Holland-on-Sea is a seaside town in east Essex in England. Located south of the little village of Great Holland and directly north of Clacton-on-Sea, it has bus links to Walton-on-the-Naze and Clacton-on-Sea. It is a short coastal walk down the coastline to Clacton.

There is a public library, four churches, St Bartholomew’s Church (Church of England), All Souls Catholic Church, Holland Methodist and a Baptist church. The village has several independent shops, a village hall, a primary school, one main hotel (The Kings Cliff Hotel), plus a number of guest houses and pubs. It has several beaches with facilities for bathing and boating. There are two Sites of Special Scientific Interest, Holland Haven Marshes, part of which is Holland Haven Country Park, and Holland-on-Sea Cliff.

History 
Holland-on-Sea was known as Little Holland, a small village until the early 20th century.

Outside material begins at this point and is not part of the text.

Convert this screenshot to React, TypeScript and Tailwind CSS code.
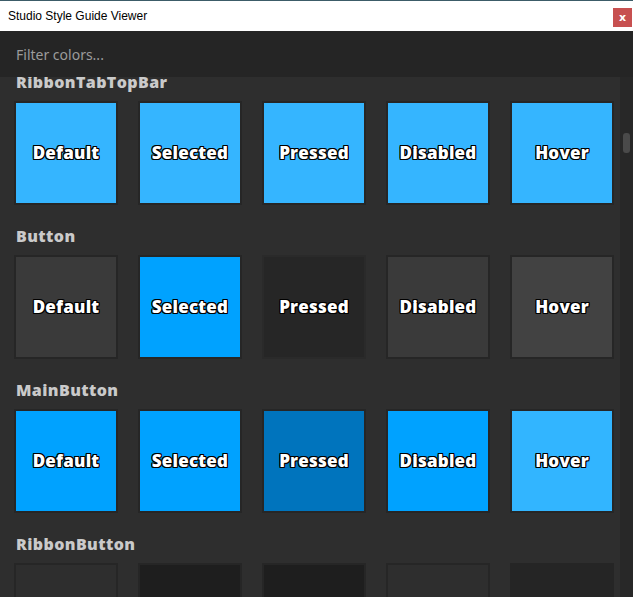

During the Second World War Holland-on-Sea was fortified against German attack. There is a Martello tower in nearby Clacton, which was also used during the Second World War. There is a Second World War pill box in Holland Haven Country Park. After the Second World War Holland-on-Sea went back to being a holiday town.

Government
There are several elected representatives at different levels of government which act for Holland-on-Sea, Essex.

District Councillors
There are two St Bartholomews District Councillors which represent the area at Tendring District Council. The District Council is responsible for local services, planning, council housing and refuse collection. Most district councillors are not paid a salary, but receive a basic allowance for the work they do. The current district councillors are Colin Cowlin (Holland-on-Sea Residents' Association) and Kanagasund-Ram King (Holland-on-Sea Residents' Association).

County Councillor
The County Councillor for Clacton East represents the area on Essex County Council. The County Council is responsible for local services, including education, social services, transport, roads (except trunk roads and motorways), public rights of way and libraries. Most County Councillors are not paid a salary, but receive a basic allowance for the work they do.

Member of Parliament
The town is part of the Clacton parliamentary constituency. The current MP is Giles Watling (Conservative).

Sport
Holland-on-Sea is the home of the Gunfleet Sailing Club, based near the junction of Marine Parade and Hazelmere Road. The Gunfleet Sailing Club was named after the Gunfleet Sands, a sand bank situated approximately 7 miles from the coast of Walton on the Naze stretching towards Clacton, the site of the abandoned Gunfleet Lighthouse and Gunfleet Sands Offshore Wind Farm.

Also located along Holland Haven is The Gunfleet Boating Club. This club caters for small Boat Fisherman, Skiers, Jet Ski users and Kayak/Canoe users. The club boasts full launch facilities, Showers, Bar and social area. The club has been established for over 30 years as a members only club run by an elected committee.  Members who benefit from the club not only come from the immediate area but far afield as London and throughout East Anglia. Holland Haven has excellent beaches which were upgraded between 2014 and 2015.

Holland-on-Sea has a football club called Holland F.C. and also is home to Clacton Cricket Club.

Climate
In East Anglia, the warmest time of the year is July and August, when maximum temperatures average around 21 °C (70 °F). The coolest time of the year is January and February, when minimum temperatures average around 1 °C (34 °F)

East Anglia's average annual rainfall is about 605 millimetres, with October to January being the wettest months.

Notable residents
The singer Sade lived in the town with her family between the ages of 11 and 18.